Statistical approaches for performance analysis

Software performance is a complex discipline that requires knowledge in different areas from benchmarking to the internals of modern runtimes, operating systems, and hardware. Surprisingly, the most difficult challenges in performance analysis are not about programming, they are about mathematical statistics!

Many software developers can drill into performance problems and implement excellent optimizations, but they are not always know how to correctly verify these optimizations. This may not look like a problem in the case of a single performance investigation. However, the situation became worse when developers try to set up an infrastructure that should automatically find performance problems or prevent degradations from merging. In order to make such an infrastructure reliable and useful, it’s crucial to achieve an extremely low false-positive rate (otherwise, it’s not trustable) and be able to detect most of the degradations (otherwise, it’s not so useful). It’s not easy if you don’t know which statistical approaches should be used. If you try to google it, you may find thousands of papers about statistics, but only a small portion of them really works in practice.
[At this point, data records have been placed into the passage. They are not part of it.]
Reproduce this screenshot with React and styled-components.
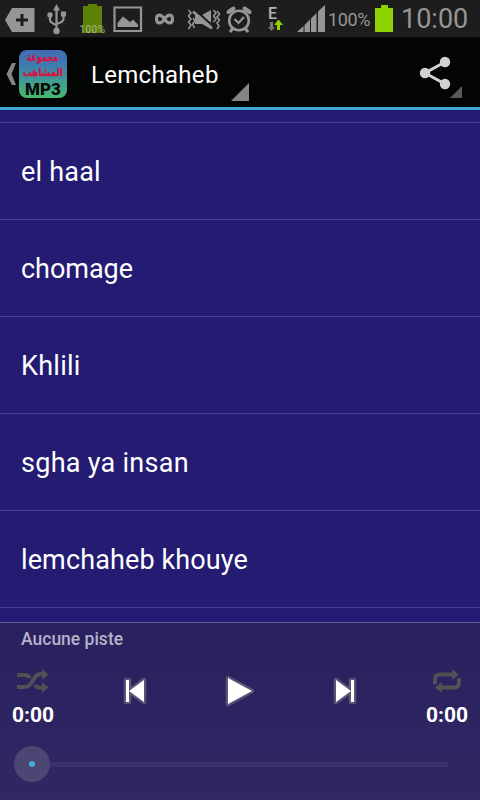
import React from "react";
import styled, { createGlobalStyle } from "styled-components";

const GlobalStyle = createGlobalStyle`
  * { box-sizing: border-box; }
  html, body { margin: 0; padding: 0; background: #241b72; }
  body { font-family: Roboto, "Noto Sans", sans-serif; color: #fff; overflow: hidden; }
  svg { display: block; flex: none; }
`;

const Screen = styled.div`
  width: 480px;
  height: 800px;
  display: flex;
  flex-direction: column;
  overflow: hidden;
  background: #241b72;
`;

const StatusBar = styled.header`
  height: 38px;
  flex: none;
  display: flex;
  align-items: stretch;
  padding-left: 4px;
  background: #1d1d1d;
  border-bottom: 1px solid #0c0c0c;
`;

const StatusGlyph = styled.svg`
  width: ${(p) => p.$w}px;
  height: 37px;
  margin-right: ${(p) => p.$gap || 0}px;
  fill: #969696;
`;

const StatusText = styled.span`
  width: ${(p) => p.$w}px;
  margin-right: ${(p) => p.$gap || 0}px;
  font-size: ${(p) => p.$size}px;
  font-weight: 400;
  letter-spacing: ${(p) => p.$track || 0}px;
  line-height: ${(p) => p.$line}px;
  color: #969696;
  white-space: nowrap;
`;

const ActionBar = styled.nav`
  height: 72px;
  flex: none;
  display: flex;
  align-items: flex-start;
  padding: 12px 0 0 6px;
  background: #030504;
  border-bottom: 3px solid #3fa9d8;
`;

const BackArrow = styled.svg`
  width: 13px;
  height: 48px;
`;

const AppIcon = styled.div`
  width: 48px;
  height: 48px;
  border-radius: 8px;
  display: flex;
  flex-direction: column;
  align-items: center;
  background: linear-gradient(#426bb4 0%, #3f79b0 30%, #419b92 65%, #46b970 100%);
`;

const IconScript = styled.span`
  height: 15px;
  font: 700 11px/15px "DejaVu Sans", sans-serif;
  color: #d5123e;
  -webkit-text-stroke: 0.3px #d5123e;
  white-space: nowrap;
  transform: scaleX(${(p) => p.$sx});
`;

const IconLatin = styled.span`
  font: 900 17px/18px Roboto, sans-serif;
  color: #060b06;
`;

const Title = styled.h1`
  width: 140px;
  margin: 0 0 0 24px;
  font-size: 24px;
  font-weight: 400;
  line-height: 50px;
  letter-spacing: 0.3px;
`;

const Corner = styled.svg`
  width: ${(p) => p.$size}px;
  height: ${(p) => p.$size}px;
  margin-top: ${(p) => p.$top}px;
  fill: ${(p) => p.$color};
`;

const ShareIcon = styled.svg`
  width: 31px;
  height: 48px;
  margin-left: 170px;
`;

const TrackList = styled.ul`
  flex: 1;
  min-height: 0;
  margin: 0;
  padding: 12px 0 0;
  overflow: hidden;
  list-style: none;
`;

const Track = styled.li`
  height: 97px;
  padding-left: 21px;
  border-top: 1px solid #453c8b;
  font-size: 27px;
  line-height: 98px;
`;

const TrackName = styled.span`
  letter-spacing: ${(p) => p.$track}px;
`;

const Player = styled.footer`
  height: 178px;
  flex: none;
  border-top: 1px solid #67619c;
  background: linear-gradient(#29205f, #302863);
`;

const NowPlaying = styled.div`
  height: 32px;
  padding-left: 21px;
  font-size: 17.5px;
  font-weight: 500;
  line-height: 32px;
  color: #b5b2c9;
`;

const Controls = styled.div`
  height: 84px;
  display: flex;
  justify-content: space-between;
  padding: 0 12px;
`;

const ModeColumn = styled.div`
  width: 42px;
  display: flex;
  flex-direction: column;
  align-items: center;
  padding-top: 12px;
`;

const ModeIcon = styled.svg`
  width: 34px;
  height: 28px;
  fill: none;
  stroke: #545052;
  stroke-width: 4;
`;

const Time = styled.span`
  margin-top: 7px;
  font-size: 21px;
  font-weight: 700;
  line-height: 26px;
`;

const Transport = styled.div`
  display: flex;
  align-items: flex-start;
  gap: 71px;
  padding-top: 18px;
`;

const TransportIcon = styled.svg`
  width: 34px;
  height: 36px;
  fill: #fff;
  stroke: #5a5478;
  stroke-width: 4.5;
  stroke-linejoin: round;
  paint-order: stroke;
`;

const Seek = styled.div`
  height: 50px;
  display: flex;
  align-items: center;
  padding: 0 32px 0 14px;
`;

const Thumb = styled.div`
  width: 36px;
  height: 36px;
  flex: none;
  display: grid;
  place-items: center;
  border-radius: 50%;
  background: #4d4673;
`;

const ThumbDot = styled.div`
  width: 6px;
  height: 6px;
  border-radius: 50%;
  background: #42ace0;
`;

const Rail = styled.div`
  flex: 1;
  height: 5px;
  background: #3b336e;
`;

const tracks = [
  ["el haal", 0.2],
  ["chomage", -0.05],
  ["Khlili", 0.25],
  ["sgha ya insan", 0.27],
  ["lemchaheb khouye", 0.12],
  ["", 0],
];

function StatusIcons() {
  return (
    <StatusBar>
      <StatusGlyph $w={31} $gap={11} viewBox="4 0 31 37">
        <path d="M5 20 12 8H34.500V32H12Z" />
        <path d="M16 20H28M22 14V26" stroke="#1d1d1d" strokeWidth="3" />
      </StatusGlyph>
      <StatusGlyph $w={22} $gap={11} viewBox="46 0 22 37">
        <path d="M56.500 4 60 10.500H53Z" />
        <circle cx="56.500" cy="31" r="3.200" />
        <circle cx="50" cy="15" r="2.700" />
        <path d="M61 11.500h5v5h-5z" />
        <path d="M56.500 8V31M50 15V19.500Q50 23 56.500 25M63.500 14V19Q63.500 22 56.500 24" fill="none" stroke="#969696" strokeWidth="2.200" />
      </StatusGlyph>
      <StatusGlyph $w={29} $gap={5} viewBox="79 0 29 37">
        <path d="M83 6H88V4H97V6H102V33H83Z" fill="#5b8204" />
        <text x="79.500" y="32.500" fontSize="10" fontFamily="Roboto" textLength="25.500" fill="#a7b590">100%</text>
      </StatusGlyph>
      <StatusGlyph $w={30} $gap={11} viewBox="113 0 30 37">
        <path d="M114.500 7.500H141V31H114.500Z" fill="none" stroke="#969696" strokeWidth="2.200" />
        <path d="M117.500 27V23L123 16.500 130 22 133 19.500 138 24.500V27Z" />
      </StatusGlyph>
      <StatusGlyph $w={22} $gap={10} viewBox="154 0 22 37">
        <path d="M164.500 19C161 13.500 156.500 14 156.500 19S161 24.500 164.500 19S172.500 14 172.500 19S168 24.500 164.500 19Z" fill="none" stroke="#969696" strokeWidth="3.200" />
      </StatusGlyph>
      <StatusGlyph $w={35} $gap={4} viewBox="186 0 35 37">
        <path d="M195 15H202L211 10V29L202 24H195Z" />
        <path d="M194.500 9.500 213.500 26.500" stroke="#1d1d1d" strokeWidth="2.200" />
        <path d="M193 11.500 212 28.500" stroke="#969696" strokeWidth="2.600" />
        <path d="M188.500 10 191 13 188.500 16 191 19 188.500 22 191 25 188.500 29M193 18 195 21 192.500 24 194.500 28M213.500 10 216 13 213.500 16 216 19 213.500 22M217 11 219.500 14 217 17 219.500 20 217 23 219 26 217 29" fill="none" stroke="#969696" strokeWidth="1.600" />
      </StatusGlyph>
      <StatusGlyph $w={28} $gap={14} viewBox="225 0 28 37">
        <g fill="none" stroke="#969696">
          <circle cx="239" cy="20.500" r="9.800" strokeWidth="2.600" />
          <path d="M234.500 19 238.500 23 244 17" strokeWidth="2.200" />
          <path d="M228.500 12 233.500 8.500M244.500 8.500 249.500 12" strokeWidth="4" strokeLinecap="round" />
          <path d="M233 28 230 32M245 28 248 32" strokeWidth="3" />
        </g>
      </StatusGlyph>
      <StatusGlyph $w={17} $gap={12} viewBox="267 0 17 37">
        <text x="268" y="18.500" fontSize="16" fontWeight="500" fontFamily="Roboto" fill="#b2b2b2">E</text>
        <path d="M270 22H273V27H275L271.500 31 268 27H270Z" fill="#777" />
        <path d="M277 30V25H274L278.500 19.500 283 25H280V30Z" fill="#94d000" />
      </StatusGlyph>
      <StatusGlyph $w={30} $gap={2} viewBox="296 0 30 37">
        <path d="M297 32 303.500 26V32ZM304.500 25 310 19.500V32H304.500ZM311 18.500 316.500 13V32H311ZM318 11.500 325 5V32H318Z" />
      </StatusGlyph>
      <StatusText $w={43} $gap={4} $size={18} $track={-0.35} $line={40}>100%</StatusText>
      <StatusGlyph $w={19} $gap={7} viewBox="375 0 19 37">
        <path d="M375 8H381V5H388V8H393V32H375Z" fill="#91d300" />
      </StatusGlyph>
      <StatusText $w={70} $size={27} $line={38}>10:00</StatusText>
    </StatusBar>
  );
}

export default function App() {
  return (
    <>
      <GlobalStyle />
      <Screen>
        <StatusIcons />
        <ActionBar>
          <BackArrow viewBox="0 0 13 48">
            <path d="M6 13H10L5.500 24 10 35H6L0.500 24Z" fill="#858585" />
          </BackArrow>
          <AppIcon>
            <IconScript $sx={0.72}>مجموعة</IconScript>
            <IconScript $sx={0.8}>المشاهب</IconScript>
            <IconLatin>MP3</IconLatin>
          </AppIcon>
          <Title>Lemchaheb</Title>
          <Corner $size={18} $top={33} $color="#858585" viewBox="0 0 18 18">
            <path d="M18 0V18H0Z" />
          </Corner>
          <ShareIcon viewBox="419 50 31 48" overflow="visible">
            <path d="M445 62 425 73 445 84" fill="none" stroke="#d2d2d2" strokeWidth="3" />
            <g fill="#d2d2d2">
              <circle cx="445" cy="62" r="5.200" />
              <circle cx="425" cy="73" r="5.200" />
              <circle cx="445" cy="84" r="5.200" />
            </g>
          </ShareIcon>
          <Corner $size={12} $top={36} $color="#5a5a5a" viewBox="0 0 12 12">
            <path d="M12 0V12H0Z" />
          </Corner>
        </ActionBar>
        <TrackList>
          {tracks.map(([name, track], i) => (
            <Track key={i}>
              <TrackName $track={track}>{name}</TrackName>
            </Track>
          ))}
        </TrackList>
        <Player>
          <NowPlaying>Aucune piste</NowPlaying>
          <Controls>
            <ModeColumn>
              <ModeIcon viewBox="16 667 34 28">
                <path d="M17 675H25Q28 675 30 678M17 687H24C34 687 32 674 41 674H43M35 685Q37 688 43 688" />
                <path d="M42 669 48.500 674.500 42 680ZM42 682 48.500 687.500 42 693Z" fill="#545052" stroke="none" />
              </ModeIcon>
              <Time>0:00</Time>
            </ModeColumn>
            <Transport>
              <TransportIcon viewBox="118 673 34 36">
                <path d="M126 680H129V702H126ZM144 680V702L129 691Z" />
              </TransportIcon>
              <TransportIcon viewBox="223 673 34 36">
                <path d="M228 678V704L252 691Z" />
              </TransportIcon>
              <TransportIcon viewBox="328 673 34 36">
                <path d="M336 680V702L351 691ZM351 680H354V702H351Z" />
              </TransportIcon>
            </Transport>
            <ModeColumn>
              <ModeIcon viewBox="430 667 34 28">
                <path d="M435 684V679.500Q435 674.500 440 674.500H453M459 678V682.500Q459 687.500 454 687.500H441" />
                <path d="M452 669 459 674.500 452 680ZM442 682 435 687.500 442 693Z" fill="#545052" stroke="none" />
              </ModeIcon>
              <Time>0:00</Time>
            </ModeColumn>
          </Controls>
          <Seek>
            <Thumb><ThumbDot /></Thumb>
            <Rail />
          </Seek>
        </Player>
      </Screen>
    </>
  );
}
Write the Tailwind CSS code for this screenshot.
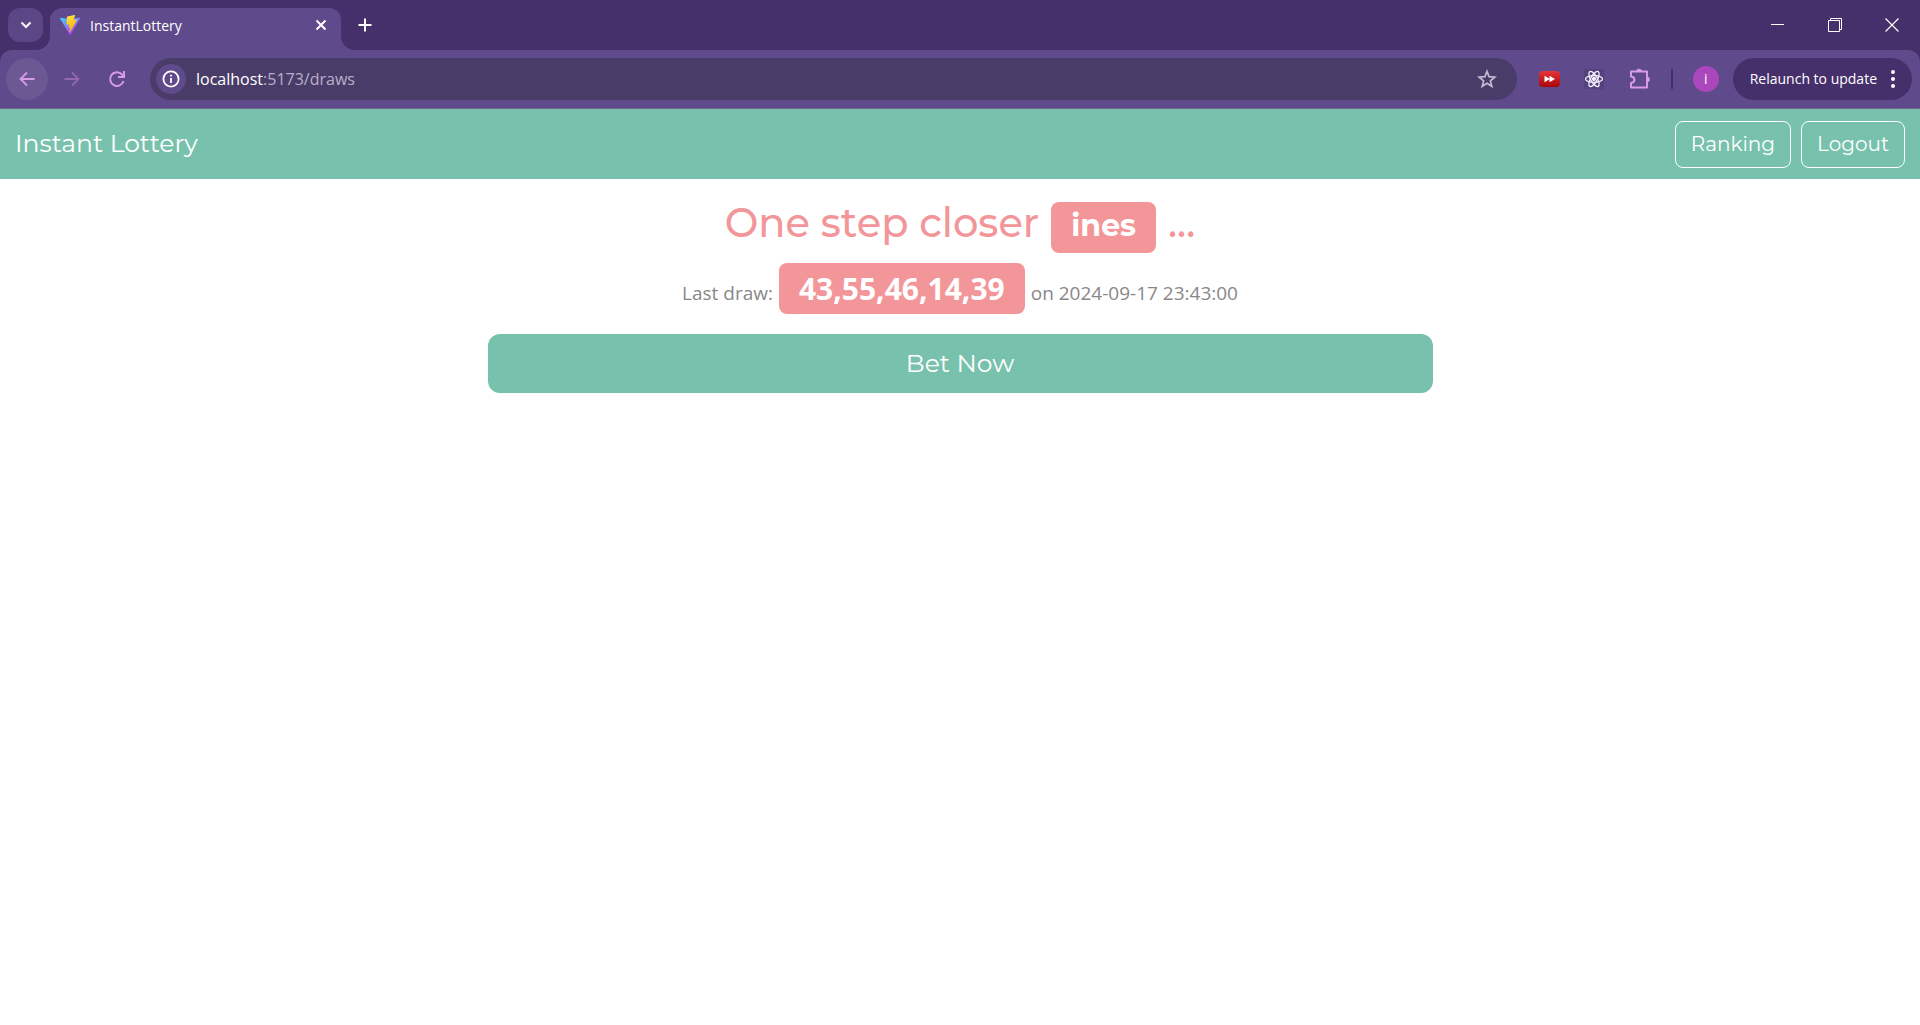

In this post, I want to share some approaches that I use for performance analysis in everyday life. I have been analyzing performance distributions for the last seven years, and I have found a lot of approaches, metrics, and tricks which nice to have in your statistical toolbox. I would not say that all of them are must have to know, but they can definitely help you to improve the reliability of your statistical checks in different problems of performance analysis. Consider the below list as a letter to a younger version of myself with a brief list of topics that are good to learn.

Bad approaches

The classic statistics aggressively promotes a lot of approaches that don’t work well on performance distributions. I’m not sure that I know the best tools for performance analysis, but I’m sure that I know dozens of approaches that shouldn’t be used. Let me briefly highlight the most popular sources of trouble.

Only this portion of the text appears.